• _To be done_
Output a single figure: the number of lines in which the word "this" appears.

• _Listing_
## Start

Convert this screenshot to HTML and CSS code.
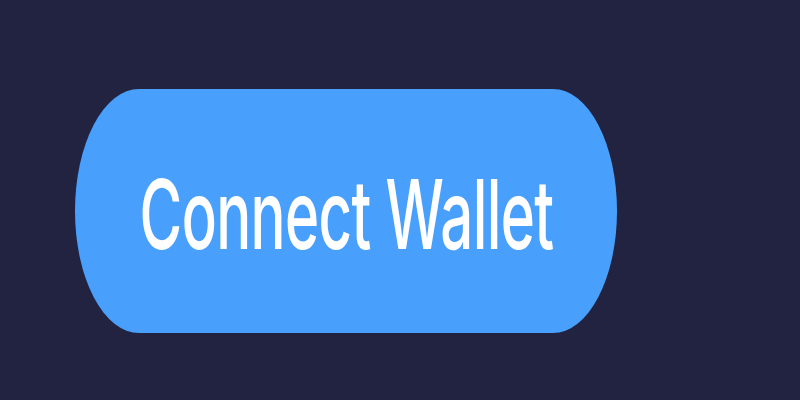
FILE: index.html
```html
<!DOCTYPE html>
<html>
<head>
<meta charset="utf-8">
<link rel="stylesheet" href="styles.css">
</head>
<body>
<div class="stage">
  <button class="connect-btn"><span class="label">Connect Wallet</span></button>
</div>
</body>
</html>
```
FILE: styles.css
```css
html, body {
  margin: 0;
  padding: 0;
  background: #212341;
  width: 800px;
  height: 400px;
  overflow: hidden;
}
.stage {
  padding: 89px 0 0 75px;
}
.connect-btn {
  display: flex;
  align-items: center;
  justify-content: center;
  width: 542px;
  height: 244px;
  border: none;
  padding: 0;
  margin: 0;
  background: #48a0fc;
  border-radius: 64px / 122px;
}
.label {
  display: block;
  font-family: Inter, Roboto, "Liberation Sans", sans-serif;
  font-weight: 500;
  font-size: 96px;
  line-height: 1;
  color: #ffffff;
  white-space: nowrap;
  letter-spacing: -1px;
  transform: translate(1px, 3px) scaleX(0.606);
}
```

## End
## Start

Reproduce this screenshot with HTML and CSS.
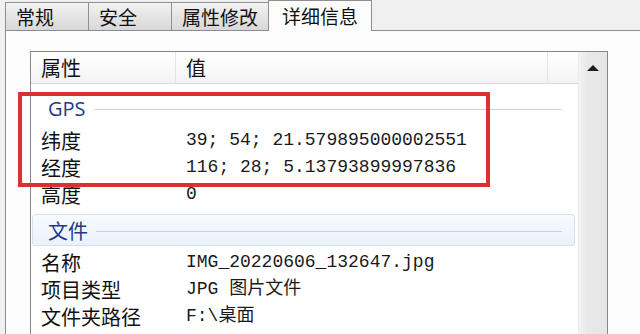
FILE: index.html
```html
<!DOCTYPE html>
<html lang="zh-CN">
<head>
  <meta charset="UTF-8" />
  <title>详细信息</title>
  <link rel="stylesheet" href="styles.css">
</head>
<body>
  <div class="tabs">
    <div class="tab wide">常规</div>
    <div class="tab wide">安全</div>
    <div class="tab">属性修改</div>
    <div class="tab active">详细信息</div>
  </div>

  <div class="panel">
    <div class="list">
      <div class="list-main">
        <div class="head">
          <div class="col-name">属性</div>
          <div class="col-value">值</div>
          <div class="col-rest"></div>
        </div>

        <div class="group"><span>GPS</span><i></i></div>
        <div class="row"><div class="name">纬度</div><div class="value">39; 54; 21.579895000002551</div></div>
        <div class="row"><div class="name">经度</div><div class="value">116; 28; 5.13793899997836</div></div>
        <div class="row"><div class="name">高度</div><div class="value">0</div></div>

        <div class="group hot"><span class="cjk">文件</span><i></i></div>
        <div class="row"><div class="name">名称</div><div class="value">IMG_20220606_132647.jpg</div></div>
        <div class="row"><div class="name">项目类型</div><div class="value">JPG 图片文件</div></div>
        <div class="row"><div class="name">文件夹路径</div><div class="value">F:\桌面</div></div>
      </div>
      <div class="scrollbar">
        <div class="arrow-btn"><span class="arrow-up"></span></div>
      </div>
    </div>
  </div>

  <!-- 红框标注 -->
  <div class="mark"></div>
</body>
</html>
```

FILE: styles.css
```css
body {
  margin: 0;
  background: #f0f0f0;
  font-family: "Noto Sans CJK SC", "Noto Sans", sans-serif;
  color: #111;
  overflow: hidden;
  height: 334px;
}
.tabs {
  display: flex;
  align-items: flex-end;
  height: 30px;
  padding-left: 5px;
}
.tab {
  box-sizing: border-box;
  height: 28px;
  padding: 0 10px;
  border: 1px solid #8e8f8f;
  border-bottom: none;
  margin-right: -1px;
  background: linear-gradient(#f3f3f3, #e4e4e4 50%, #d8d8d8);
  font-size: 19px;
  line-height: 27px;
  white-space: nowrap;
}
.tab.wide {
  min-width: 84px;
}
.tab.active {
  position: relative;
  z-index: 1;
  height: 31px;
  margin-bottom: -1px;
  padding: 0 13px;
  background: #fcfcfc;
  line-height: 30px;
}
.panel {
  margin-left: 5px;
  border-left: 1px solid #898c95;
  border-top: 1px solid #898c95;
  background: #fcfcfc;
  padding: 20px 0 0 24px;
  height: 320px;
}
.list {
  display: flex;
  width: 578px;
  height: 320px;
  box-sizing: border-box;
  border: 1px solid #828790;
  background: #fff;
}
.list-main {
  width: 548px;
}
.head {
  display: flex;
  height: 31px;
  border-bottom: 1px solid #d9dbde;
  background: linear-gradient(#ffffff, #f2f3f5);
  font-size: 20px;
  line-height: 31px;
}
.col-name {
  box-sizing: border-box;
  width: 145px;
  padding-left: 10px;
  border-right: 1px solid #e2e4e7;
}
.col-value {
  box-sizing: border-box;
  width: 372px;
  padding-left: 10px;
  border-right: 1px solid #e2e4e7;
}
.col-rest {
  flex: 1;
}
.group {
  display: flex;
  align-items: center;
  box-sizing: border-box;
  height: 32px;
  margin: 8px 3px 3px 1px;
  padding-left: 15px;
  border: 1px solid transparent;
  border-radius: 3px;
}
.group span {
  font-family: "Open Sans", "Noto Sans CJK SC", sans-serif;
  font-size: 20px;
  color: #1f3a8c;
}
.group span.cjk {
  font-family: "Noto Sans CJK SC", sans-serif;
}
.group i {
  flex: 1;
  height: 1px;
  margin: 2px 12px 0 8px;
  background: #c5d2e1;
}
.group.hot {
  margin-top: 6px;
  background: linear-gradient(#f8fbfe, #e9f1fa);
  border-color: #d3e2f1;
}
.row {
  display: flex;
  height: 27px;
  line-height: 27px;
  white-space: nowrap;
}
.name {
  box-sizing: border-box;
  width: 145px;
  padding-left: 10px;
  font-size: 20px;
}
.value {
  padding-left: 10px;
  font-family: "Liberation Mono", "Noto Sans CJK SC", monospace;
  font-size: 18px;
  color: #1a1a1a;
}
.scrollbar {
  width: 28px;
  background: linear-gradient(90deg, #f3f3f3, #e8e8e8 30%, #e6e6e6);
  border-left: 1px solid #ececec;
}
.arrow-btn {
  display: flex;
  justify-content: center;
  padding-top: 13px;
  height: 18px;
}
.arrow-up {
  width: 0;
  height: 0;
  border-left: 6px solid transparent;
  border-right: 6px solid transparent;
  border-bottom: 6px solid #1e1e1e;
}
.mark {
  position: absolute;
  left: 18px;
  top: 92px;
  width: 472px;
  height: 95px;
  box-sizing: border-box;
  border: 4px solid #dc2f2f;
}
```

## End
## Start

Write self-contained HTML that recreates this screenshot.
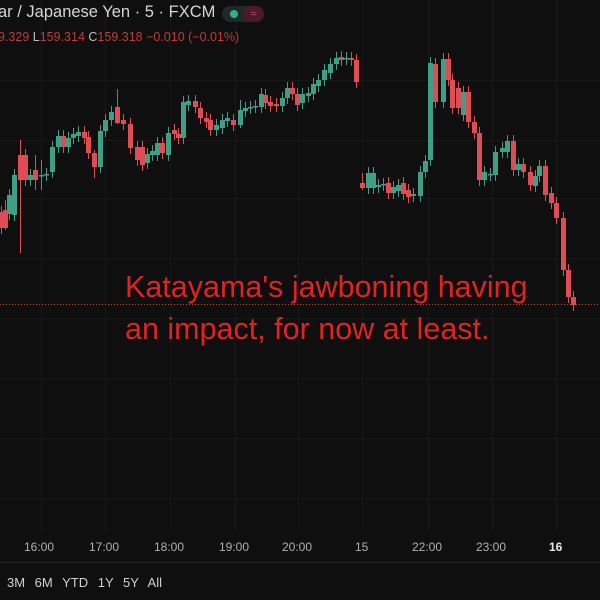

## End

• _Task solution_
3